Joe Biden ushers in the Keynesian inflation era of the 2020s –

Moody’s Analytics estimate that accumulated fiscal relief – actual debt-funded spending – amounts to $5.2 trillion. “This is equal to an astounding 25pc of GDP, substantially more than provided by any other country in the world,” it said.

The fresh money will flow through just as vaccination reaches critical scale and the US economy opens up, unleashing a surge of pent-up spending. Moody’s has raised its US growth forecast to 7pc annualised for this quarter, and a blistering 8pc this year (up from 4pc last month). Unemployment could drop to 4pc by next year.

Analysts are scrambling to upgrade their numbers. Goldman Sachs now expects 6.5pc growth this year, JP Morgan expects 5.5pc. A month is a long time in political economy.

Mr Biden will not secure all of his demands. Conservative “Blue Dog” Democrats in the Senate will refuse to write a blank cheque. Overzealous Democrats in Congress have made it more difficult for the incoming White House to reach out across the aisle for compromises.
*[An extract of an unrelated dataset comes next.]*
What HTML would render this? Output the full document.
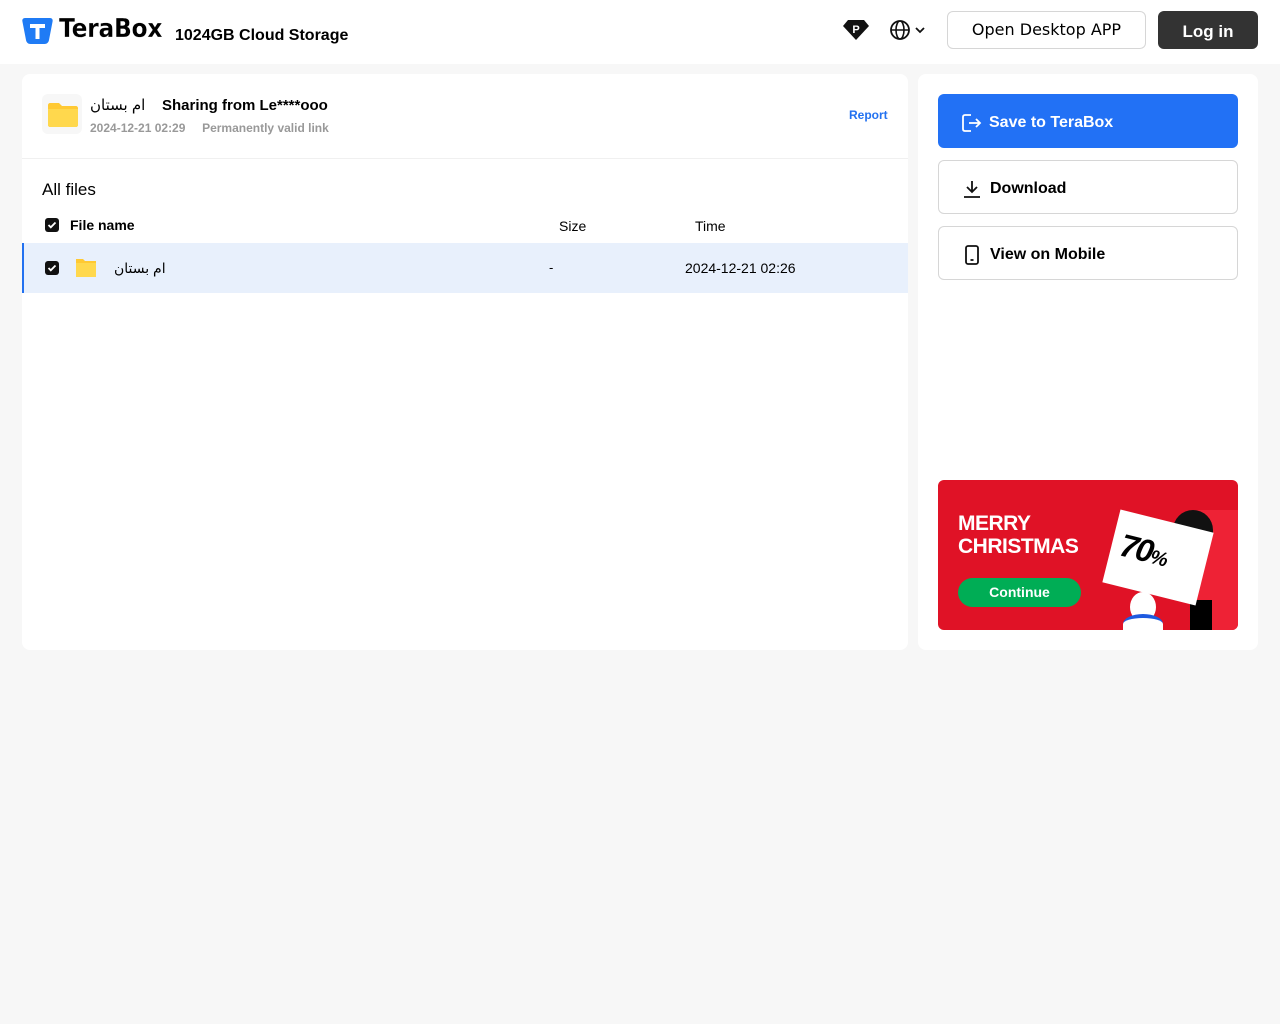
<!DOCTYPE html>
<html><head><meta charset="utf-8"><style>
*{margin:0;padding:0;box-sizing:border-box}
body{width:1280px;height:1024px;background:#f7f7f7;font-family:"Liberation Sans","DejaVu Sans",sans-serif;color:#000;position:relative;overflow:hidden}
.hdr{position:absolute;left:0;top:0;width:1280px;height:64px;background:#fff}
.abs{position:absolute}
.card{position:absolute;background:#fff;border-radius:8px}
.btn{position:absolute;left:20px;width:300px;height:54px;border-radius:6px;display:flex;align-items:center;padding-left:22px;padding-top:3px;font-weight:bold;font-size:16px}
.cb{position:absolute;width:14px;height:14px;background:#111;border-radius:3px}
.cb svg{position:absolute;left:2px;top:2px}
</style></head><body>
<div class="hdr">
  <svg class="abs" style="left:22px;top:16px" width="31" height="28" viewBox="0 0 31 28"><path d="M3 2h25c2 0 3 1.5 2.6 3.4L27 24c-.4 2.3-2 4-4.5 4H8.5C6 28 4.4 26.3 4 24L.4 5.4C0 3.5 1 2 3 2z" fill="#1f7bf5"/><path d="M8 8h15v4h-5.5v11h-4V12H8z" fill="#fff"/></svg>
  <div class="abs" style="left:59px;top:14px;font-size:26px;font-weight:bold;letter-spacing:-0.3px;font-family:'DejaVu Sans',sans-serif;transform:scaleX(0.9);transform-origin:left;-webkit-text-stroke:0.2px #fff">TeraBox</div>
  <div class="abs" style="left:175px;top:27px;font-size:16px;font-weight:bold">1024GB Cloud Storage</div>
  <svg class="abs" style="left:842px;top:19px" width="28" height="22" viewBox="0 0 28 22"><path d="M6 1h16l5 6-13 14L1 7z" fill="#111"/><text x="14" y="14" font-size="11" font-weight="bold" fill="#fff" text-anchor="middle" font-family="Liberation Sans">P</text></svg>
  <svg class="abs" style="left:889px;top:19px" width="40" height="22" viewBox="0 0 40 22"><circle cx="11" cy="11" r="9" fill="none" stroke="#111" stroke-width="1.8"/><ellipse cx="11" cy="11" rx="4" ry="9" fill="none" stroke="#111" stroke-width="1.6"/><path d="M2 11h18" stroke="#111" stroke-width="1.6"/><path d="M27 9l4 4 4-4" fill="none" stroke="#111" stroke-width="1.8"/></svg>
  <div class="abs" style="left:947px;top:11px;width:199px;height:38px;border:1px solid #d6d6d6;border-radius:6px;font-family:'DejaVu Sans',sans-serif;font-size:16px;text-align:center;line-height:36px">Open Desktop APP</div>
  <div class="abs" style="left:1158px;top:11px;width:100px;height:38px;background:#333;border-radius:6px;color:#fff;font-weight:bold;font-size:17px;text-align:center;line-height:42px">Log in</div>
</div>

<div class="card" style="left:22px;top:74px;width:886px;height:576px">
  <div class="abs" style="left:20px;top:20px;width:40px;height:40px;background:#f7f7f7;border-radius:6px"></div>
  <svg class="abs" style="left:26px;top:27px" width="30" height="26" viewBox="0 0 30 26"><path d="M2 2h9l3 3h14c1 0 2 1 2 2v17c0 1-1 2-2 2H2c-1 0-2-1-2-2V4c0-1 1-2 2-2z" fill="#ffc933"/><path d="M0 8h30v16c0 1-1 2-2 2H2c-1 0-2-1-2-2z" fill="#ffd84d"/></svg>
  <div class="abs" style="left:68px;top:22px;font-size:15px" dir="rtl">ام بستان</div>
  <div class="abs" style="left:140px;top:23px;font-size:15px;font-weight:bold">Sharing from Le****ooo</div>
  <div class="abs" style="left:68px;top:47px;font-size:12px;color:#999;font-weight:bold">2024-12-21 02:29 &nbsp;&nbsp;&nbsp; Permanently valid link</div>
  <div class="abs" style="left:827px;top:34px;font-size:12px;color:#2271f0;font-weight:bold">Report</div>
  <div class="abs" style="left:0;top:84px;width:886px;height:1px;background:#f0f0f0"></div>
  <div class="abs" style="left:20px;top:106px;font-size:17px">All files</div>
  <div class="cb" style="left:23px;top:144px"><svg width="10" height="10" viewBox="0 0 10 10"><path d="M1.5 5l2.3 2.3L8.5 2.5" fill="none" stroke="#fff" stroke-width="1.8"/></svg></div>
  <div class="abs" style="left:48px;top:143px;font-size:14px;font-weight:bold">File name</div>
  <div class="abs" style="left:537px;top:144px;font-size:14px">Size</div>
  <div class="abs" style="left:673px;top:144px;font-size:14px">Time</div>
  <div class="abs" style="left:0;top:169px;width:886px;height:50px;background:#e8f0fc;border-left:2px solid #2271f0"></div>
  <div class="cb" style="left:23px;top:187px"><svg width="10" height="10" viewBox="0 0 10 10"><path d="M1.5 5l2.3 2.3L8.5 2.5" fill="none" stroke="#fff" stroke-width="1.8"/></svg></div>
  <svg class="abs" style="left:53px;top:184px" width="22" height="20" viewBox="0 0 22 20"><path d="M1 1h7l2 2h11v16H1z" fill="#ffc933"/><path d="M1 5h20v14H1z" fill="#ffd84d"/></svg>
  <div class="abs" style="left:92px;top:186px;font-size:14px" dir="rtl">ام بستان</div>
  <div class="abs" style="left:527px;top:186px;font-size:13px">-</div>
  <div class="abs" style="left:663px;top:186px;font-size:14px">2024-12-21 02:26</div>
</div>

<div class="card" style="left:918px;top:74px;width:340px;height:576px">
  <div class="btn" style="top:20px;background:#2271f5;color:#fff">
    <svg width="22" height="22" viewBox="0 0 22 22" style="margin-right:7px"><path d="M11 3H5c-1.5 0-2 .8-2 2v12c0 1.2.5 2 2 2h6" fill="none" stroke="#fff" stroke-width="1.8"/><path d="M9 11h11M16 7l4 4-4 4" fill="none" stroke="#fff" stroke-width="1.8"/></svg>Save to TeraBox</div>
  <div class="btn" style="top:86px;border:1px solid #d6d6d6">
    <svg width="22" height="22" viewBox="0 0 22 22" style="margin-right:7px"><path d="M11 3v11M6 9l5 5 5-5M3 19h16" fill="none" stroke="#111" stroke-width="1.8"/></svg>Download</div>
  <div class="btn" style="top:152px;border:1px solid #d6d6d6">
    <svg width="22" height="22" viewBox="0 0 22 22" style="margin-right:7px"><rect x="5" y="2" width="12" height="18" rx="2" fill="none" stroke="#111" stroke-width="1.8"/><path d="M9.5 16h3" stroke="#111" stroke-width="1.8"/></svg>View on Mobile</div>
  <div class="abs" style="left:20px;top:406px;width:300px;height:150px;background:#e01226;border-radius:6px;overflow:hidden">
    <div class="abs" style="left:20px;top:32px;color:#fff;font-weight:bold;font-size:21px;line-height:23px;letter-spacing:-0.5px">MERRY<br>CHRISTMAS</div>
    <div class="abs" style="left:20px;top:98px;width:123px;height:29px;background:#00ad55;border-radius:15px;color:#fff;font-weight:bold;font-size:14px;text-align:center;line-height:29px">Continue</div>
    <div class="abs" style="left:258px;top:30px;width:60px;height:120px;background:#ee2235"></div>
    <div class="abs" style="left:252px;top:120px;width:22px;height:40px;background:#000"></div>
    <div class="abs" style="left:235px;top:30px;width:40px;height:24px;background:#111;border-radius:20px 20px 0 0"></div>
    <div class="abs" style="left:172px;top:40px;width:96px;height:75px;background:#fff;transform:rotate(14deg)"></div>
    <div class="abs" style="left:182px;top:52px;font-weight:900;font-size:32px;font-style:italic;transform:rotate(14deg);letter-spacing:-2px">70<span style="font-size:20px">%</span></div>
    <div class="abs" style="left:192px;top:112px;width:26px;height:30px;background:#fff;border-radius:50%"></div>
    <div class="abs" style="left:185px;top:134px;width:40px;height:20px;background:#fff;border-radius:50% 50% 0 0;border-top:4px solid #1e5ae0"></div>
  </div>
</div>
</body></html>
They missed a trick in not agreeing to a deal with House Republicans for a motion of censure against Donald Trump rather than impeachment. That would have been a healing ritual. There is no need to ban Trump from future office. His brand is spoiled beyond repair.

The consensus is that Mr Biden will secure an extra $1 trillion. This still brings largesse to 8.5pc of GDP this winter. It will be followed by the first tranche of infrastructure spending and investment in green energy – dressed up as technological rivalry with China – to kick in later this year.

My conclusion: the Federal Reserve will be on the warpath much earlier than widely assumed; dollar bears will be disappointed again; and Wall Street faces a cold douche, a sharp correction before the long bull market of the Roaring Twenties gets going.